Pauline had been annoyed by many of Adler’s recent reviews for
The New Yorker
; in particular, she was incensed by Adler’s dismissal of Carroll Ballard’s
The Black Stallion
, which Pauline considered one of the best films of a bad year. And with her tony educational background (Bryn Mawr, Harvard, the Sorbonne, a law degree from Yale) and frequently reported-on social connections, Adler was the sort of darling of the East Coast intellectual establishment that Pauline had for so long viewed with contempt.
An advance copy of
The New York Review of Books
issue that featured “The Perils of Pauline” was sent to Pauline with a note from the publication’s editor, Robert Silvers, in the event that Pauline wanted to reply.
Adler’s essay began with a lengthy two columns in which she outlined her thoughts on what made a good critic in the arts, and why the best ones inevitably found themselves played out after a certain period and moved on to write about other topics. For another two and a half columns she expressed her qualified admiration for Pauline’s work from the 1950s up through her first few years at
The New Yorker
, stating that she had “continued to believe that movie criticism was probably in quite good hands with Pauline Kael.”
The bomb was dropped midway through the fifth column, when Adler stated that
When the Lights Go Down
was “jarringly, piece by piece, line by line, and without interruption, worthless.” She went on to detail her complaints—that Pauline’s work had taken on “an entirely new style of
ad hominem
brutality and intimidation; the substance of her work has become little more than an attempt, with an odd variant of flak advertising copy, to coerce, actually to force numb acquiescence, in the laying down of a remarkably trivial and authoritarian party line.”
In 1976, when
Reeling
was published, John Simon had, while expressing his admiration for Pauline as a stylist, objected to her coarseness of spirit and taste, in terms of both language and her championing of certain movies he considered lowbrow: “She is a lively writer with a lot of common sense, but also one who, in a very disturbing sense, is common.” Adler echoed this theme in her review, complaining that Pauline had “lost any notion of the legitimate borders of polemic. Mistaking lack of civility for vitality, she now substitutes for argument a protracted, obsessional invective—what amounts to a staff cinema critics’ branch of
est.
” Adler—not coincidentally, perhaps, an ardent admirer of William Shawn’s editing style—lamented Pauline’s use of images of “sexual conduct, deviance, impotence, masturbation; also of indigestion, elimination, excrement. I do not mean to imply that these images are frequent, or that one has to look for them. They are relentless, inexorable.” Among the words and phrases that bothered her: “just a belch from the Nixon era”; “you can’t cut through the crap in her”; “plastic turds”; and “tumescent filmmaking.”
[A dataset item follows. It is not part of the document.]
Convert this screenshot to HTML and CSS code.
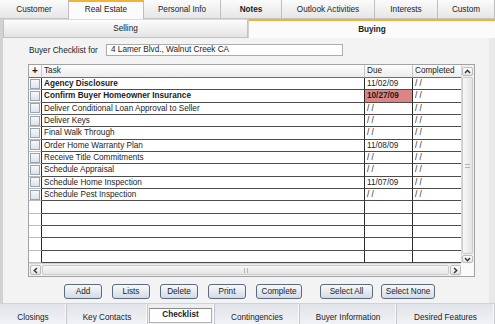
FILE: index.html
```html
<!DOCTYPE html>
<html lang="en">
<head>
    <meta charset="UTF-8">
    <title>Real Estate - Buying Checklist</title>
    <link rel="stylesheet" href="styles.css">
</head>
<body>
    <div class="app">
      <nav class="top-tabs">
        <div class="tab">Customer</div>
        <div class="tab active">Real Estate</div>
        <div class="tab">Personal Info</div>
        <div class="tab bold">Notes</div>
        <div class="tab">Outlook Activities</div>
        <div class="tab">Interests</div>
        <div class="tab">Custom</div>
      </nav>

      <div class="panel">
        <div class="sub-tabs">
          <div class="sub-tab">Selling</div>
          <div class="sub-tab active">Buying</div>
        </div>

        <div class="content">
          <div class="for-row">
            <label class="for-label">Buyer Checklist for</label>
            <div class="field">4 Lamer Blvd., Walnut Creek CA</div>
          </div>

          <div class="grid">
            <div class="grid-body">
              <div class="row head">
                <div class="cell chk plus">+</div>
                <div class="cell">Task</div>
                <div class="cell">Due</div>
                <div class="cell">Completed</div>
              </div>
              <div class="row">
                <div class="cell chk"><span class="box"></span></div>
                <div class="cell b">Agency Disclosure</div>
                <div class="cell">11/02/09</div>
                <div class="cell">/ /</div>
              </div>
              <div class="row">
                <div class="cell chk"><span class="box"></span></div>
                <div class="cell b">Confirm Buyer Homeowner Insurance</div>
                <div class="cell b late">10/27/09</div>
                <div class="cell">/ /</div>
              </div>
              <div class="row">
                <div class="cell chk"><span class="box"></span></div>
                <div class="cell">Deliver Conditional Loan Approval to Seller</div>
                <div class="cell">/ /</div>
                <div class="cell">/ /</div>
              </div>
              <div class="row">
                <div class="cell chk"><span class="box"></span></div>
                <div class="cell">Deliver Keys</div>
                <div class="cell">/ /</div>
                <div class="cell">/ /</div>
              </div>
              <div class="row">
                <div class="cell chk"><span class="box"></span></div>
                <div class="cell">Final Walk Through</div>
                <div class="cell">/ /</div>
                <div class="cell">/ /</div>
              </div>
              <div class="row">
                <div class="cell chk"><span class="box"></span></div>
                <div class="cell">Order Home Warranty Plan</div>
                <div class="cell">11/08/09</div>
                <div class="cell">/ /</div>
              </div>
              <div class="row">
                <div class="cell chk"><span class="box"></span></div>
                <div class="cell">Receive Title Commitments</div>
                <div class="cell">/ /</div>
                <div class="cell">/ /</div>
              </div>
              <div class="row">
                <div class="cell chk"><span class="box"></span></div>
                <div class="cell">Schedule Appraisal</div>
                <div class="cell">/ /</div>
                <div class="cell">/ /</div>
              </div>
              <div class="row">
                <div class="cell chk"><span class="box"></span></div>
                <div class="cell">Schedule Home Inspection</div>
                <div class="cell">11/07/09</div>
                <div class="cell">/ /</div>
              </div>
              <div class="row">
                <div class="cell chk"><span class="box"></span></div>
                <div class="cell">Schedule Pest Inspection</div>
                <div class="cell">/ /</div>
                <div class="cell">/ /</div>
              </div>
              <div class="row"><div class="cell chk"></div><div class="cell"></div><div class="cell"></div><div class="cell"></div></div>
              <div class="row"><div class="cell chk"></div><div class="cell"></div><div class="cell"></div><div class="cell"></div></div>
              <div class="row"><div class="cell chk"></div><div class="cell"></div><div class="cell"></div><div class="cell"></div></div>
              <div class="row"><div class="cell chk"></div><div class="cell"></div><div class="cell"></div><div class="cell"></div></div>
              <div class="row"><div class="cell chk"></div><div class="cell"></div><div class="cell"></div><div class="cell"></div></div>
            </div>

            <div class="vscroll">
              <div class="sbtn up">
                <svg width="7" height="5" viewBox="0 0 7 5"><path d="M1 4 L3.5 1.3 L6 4" stroke="#333" stroke-width="1.4" fill="none"/></svg>
              </div>
              <div class="thumb v"><span class="grip"></span></div>
              <div class="sbtn down">
                <svg width="7" height="5" viewBox="0 0 7 5"><path d="M1 1 L3.5 3.7 L6 1" stroke="#333" stroke-width="1.4" fill="none"/></svg>
              </div>
            </div>

            <div class="hscroll">
              <div class="sbtn left">
                <svg width="5" height="7" viewBox="0 0 5 7"><path d="M4 1 L1.3 3.5 L4 6" stroke="#333" stroke-width="1.4" fill="none"/></svg>
              </div>
              <div class="thumb h"><span class="grip"></span></div>
              <div class="sbtn right">
                <svg width="5" height="7" viewBox="0 0 5 7"><path d="M1 1 L3.7 3.5 L1 6" stroke="#333" stroke-width="1.4" fill="none"/></svg>
              </div>
            </div>
            <div class="corner"></div>
          </div>

          <div class="buttons">
            <button class="btn">Add</button>
            <button class="btn">Lists</button>
            <button class="btn">Delete</button>
            <button class="btn">Print</button>
            <button class="btn">Complete</button>
            <button class="btn">Select All</button>
            <button class="btn">Select None</button>
          </div>
        </div>
      </div>

      <nav class="bottom-tabs">
        <div class="btab">Closings</div>
        <div class="btab">Key Contacts</div>
        <div class="btab active"><span>Checklist</span></div>
        <div class="btab">Contingencies</div>
        <div class="btab">Buyer Information</div>
        <div class="btab">Desired Features</div>
      </nav>
    </div>
</body>
</html>
```

FILE: styles.css
```css
* {
  margin: 0;
  padding: 0;
  box-sizing: border-box;
}
body {
  background-color: #d2d2d2;
  font-family: "Liberation Sans", Arial, sans-serif;
  font-size: 8.2px;
  color: #1c1c1c;
}
.app {
  width: 495px;
  height: 324px;
  overflow: hidden;
}

/* top tab strip */
.top-tabs {
  display: grid;
  grid-template-columns: 69px 75px 77px 61px 93px 63px 57px;
  height: 19px;
  background-color: #e4e4e4;
}
.tab {
  display: flex;
  align-items: center;
  justify-content: center;
  background: linear-gradient(#fbfbfb, #e6e6e6);
  border-right: 1px solid #bdbdbd;
  border-bottom: 1px solid #c4c4c4;
  white-space: nowrap;
}
.tab.active {
  background: #fbfbfb;
  border-top: 2px solid #f2b238;
  border-bottom: none;
  padding-bottom: 3px;
}
.tab.bold {
  font-weight: bold;
}

/* panel */
.panel {
  margin-left: 3px;
  width: 492px;
  height: 284px;
  background-color: #f3f3f3;
}
.sub-tabs {
  display: grid;
  grid-template-columns: 245px 247px;
  height: 19px;
}
.sub-tab {
  display: flex;
  align-items: center;
  justify-content: center;
  background: linear-gradient(#fcfcfc, #e4e4e4);
  border: 1px solid #c2c2c2;
  border-top-color: #dadada;
}
.sub-tab.active {
  background: #fbfbfb;
  font-weight: bold;
  border: none;
  border-top: 2px solid #f2b238;
  border-left: 1px solid #d0d0d0;
}
.content {
  height: 265px;
  padding: 6px 0 0 25px;
  border-right: 6px solid #e9e9e9;
}
.for-row {
  display: flex;
  align-items: center;
  height: 12px;
}
.for-label {
  width: 78px;
  padding-left: 1px;
}
.field {
  width: 237px;
  height: 12px;
  line-height: 10px;
  padding-left: 4px;
  background-color: #fff;
  border: 1px solid #acacac;
}

/* task grid */
.grid {
  display: grid;
  grid-template-columns: 432px 13px;
  grid-template-rows: 198px 13px;
  width: 447px;
  height: 213px;
  margin-top: 8px;
  border: 1px solid #a2a2a2;
  background-color: #fff;
}
.grid-body {
  overflow: hidden;
}
.row {
  display: grid;
  grid-template-columns: 13px 323px 48px 48px;
  height: 12.333px;
}
.cell {
  border-right: 1px solid #2a2a2a;
  border-bottom: 1px solid #4c4c4c;
  padding-left: 2px;
  line-height: 11px;
  white-space: nowrap;
  overflow: hidden;
}
.cell:last-child {
  border-right: none;
}
.cell.b {
  font-weight: bold;
}
.cell.late {
  background-color: #dc8585;
}
.cell.chk {
  display: flex;
  align-items: center;
  justify-content: center;
  padding-left: 0;
  border-bottom-color: #bcbcbc;
}
.box {
  width: 10px;
  height: 10px;
  border: 1px solid #97a6b6;
  background: linear-gradient(#f6f8fa, #dde3ea);
}
.row.head {
  height: 13px;
  background: linear-gradient(#fdfdfd, #ebebeb);
}
.row.head .cell {
  border-right-color: #c6c6c6;
  border-bottom-color: #6c6c6c;
  line-height: 12px;
}
.row.head .cell:first-child {
  border-right-color: #c6c6c6;
}
.plus {
  font-size: 10px;
  font-weight: bold;
}

/* scroll bars */
.vscroll {
  display: flex;
  flex-direction: column;
  background-color: #efefef;
  border-left: 1px solid #d6d6d6;
  padding: 2px 1px 0 0;
}
.hscroll {
  display: flex;
  background-color: #efefef;
  border-top: 1px solid #d6d6d6;
  padding: 1px 0 1px 1px;
}
.corner {
  background-color: #fafafa;
}
.sbtn {
  display: flex;
  align-items: center;
  justify-content: center;
  background: linear-gradient(#fdfdfd, #e3e3e3);
  border: 1px solid #bcbcbc;
  border-radius: 2px;
}
.sbtn.up {
  height: 9px;
}
.sbtn.down {
  height: 8px;
  margin-top: 1px;
}
.sbtn.left,
.sbtn.right {
  width: 11px;
}
.thumb {
  flex: 1;
  display: flex;
  align-items: center;
  justify-content: center;
  border: 1px solid #cbcbcb;
  border-radius: 2px;
}
.thumb.v {
  margin-top: 1px;
  background: linear-gradient(to right, #f8f8f8, #e4e4e4);
}
.thumb.h {
  margin: 0 1px;
  background: linear-gradient(#f8f8f8, #e6e6e6);
}
.grip {
  width: 5px;
  height: 4px;
  border-top: 1px solid #b4b4b4;
  border-bottom: 1px solid #b4b4b4;
}
.thumb.h .grip {
  width: 4px;
  height: 5px;
  border: none;
  border-left: 1px solid #b4b4b4;
  border-right: 1px solid #b4b4b4;
}

/* buttons */
.buttons {
  display: flex;
  gap: 10px;
  margin: 7px 0 0 36px;
}
.btn {
  width: 38px;
  height: 15px;
  font-family: inherit;
  font-size: 8.2px;
  color: #1c1c1c;
  background: linear-gradient(#f7f9fb, #d3dbe5);
  border: 1px solid #5a6b7e;
  border-radius: 3px;
}
.btn:nth-child(5) {
  width: 46px;
}
.btn:nth-child(6) {
  width: 53px;
  margin-left: 8px;
}
.btn:nth-child(7) {
  width: 54px;
  margin-left: -2px;
}

/* bottom tab strip */
.bottom-tabs {
  display: grid;
  grid-template-columns: 67px 81px 67px 85px 97px 98px;
  height: 21px;
  background-color: #dfe1e6;
  border-top: 1px solid #cfd2d8;
}
.btab {
  display: flex;
  align-items: flex-end;
  justify-content: center;
  padding-bottom: 2px;
  background: linear-gradient(#e0e3e9, #f1f2f5);
  border-right: 1px solid #c3c7cf;
  box-shadow: inset -1px 0 0 #fafafa;
  white-space: nowrap;
}
.btab.active {
  align-items: flex-start;
  padding: 4px 2px 1px 1px;
  background: #eceef2;
}
.btab.active span {
  display: flex;
  align-items: center;
  justify-content: center;
  width: 100%;
  height: 15px;
  padding-bottom: 3px;
  font-weight: bold;
  background-color: #fff;
  border: 1px solid #b2b2b2;
  border-top-color: #8c8c8c;
}
```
Adler also attacked Pauline for her repeated use of “the mock rhetorical question,” such as “Were these 435 prints processed in a sewer?” “Where was the director?” and “How can you have any feelings for a man who doesn’t enjoy being in bed with Sophia Loren?” These questions, she felt, were “rarely saying anything; they are simply doing something. Bullying, presuming, insulting, frightening, enlisting, intruding, dunning, rallying.”
There was more: Adler took issue with Pauline’s use of “you” to indicate what the audience was feeling, when she would have more civilly, in Adler’s view, said “I.” Like Robert Brustein, Andrew Sarris, and even Pauline’s friend Greil Marcus, she found fault with the surfeit of hyperbole, and she objected, seemingly on moral grounds, to comments such as the one Pauline wrote about Paul Schrader, in
Hardcore
—not knowing how to turn a trick—which Adler felt represented “a new breakthrough in vulgarity and unfairness.” She also theorized that Pauline had taken advantage of
The New Yorker
’s famously genteel editing process, in which writers are “free to write what, and at what length, they choose.” While disagreements with writers of feature articles could be dealt with simply by postponing the running of the piece, movie reviews demanded constant currency; Pauline’s work had to be run, week in and week out, essentially forcing
The New Yorker
either to fire her or “to accommodate her work. The conditions of unique courtesy, literacy, and civility, of course, were what Ms. Kael was most inclined by temperament to test. Her excesses got worse.” Reading Pauline in book form was a very different experience from reading her from week to week, Adler wrote, because “It is difficult, with these reviews, to account for, or even look at, what is right there on the page.”
“The Perils of Pauline” quickly became an incendiary topic of conversation in New York literary circles. It was hard to remember when any established writer had launched such a damning dismissal of one of her own kind.
Time
and
New York
ran full-scale feature articles on the scandal. In
The Village Voice,
Andrew Sarris gave his seal of approval to Adler’s broadside, but the publication also ran a scathing article by Pauline’s friend James Wolcott, who mercilessly limned Adler as “Princess Renata,” a writer who “when not dusting off her diplomas . . . writes about journalistic chores—book reviewing, movie reviewing, investigative reporting—with the pained, annoyed tone of a royal bride stranded in one of the empire’s scruffier provinces.” Letters to the editor poured into
The New York Review of Books
. “Renata Adler should see a psychiatrist,” her young critic friend at the
Los Angeles Herald Examiner
, Michael Sragow, wrote to Pauline. “Hope you’re bearing this latest injustice with your usual fortitude and good humor, which is what you’ve been displaying in your reviews.” Several other friends came to Pauline’s rescue in print, including Gary Arnold, who denounced Adler to
New York
as “one of the dunces of the profession.”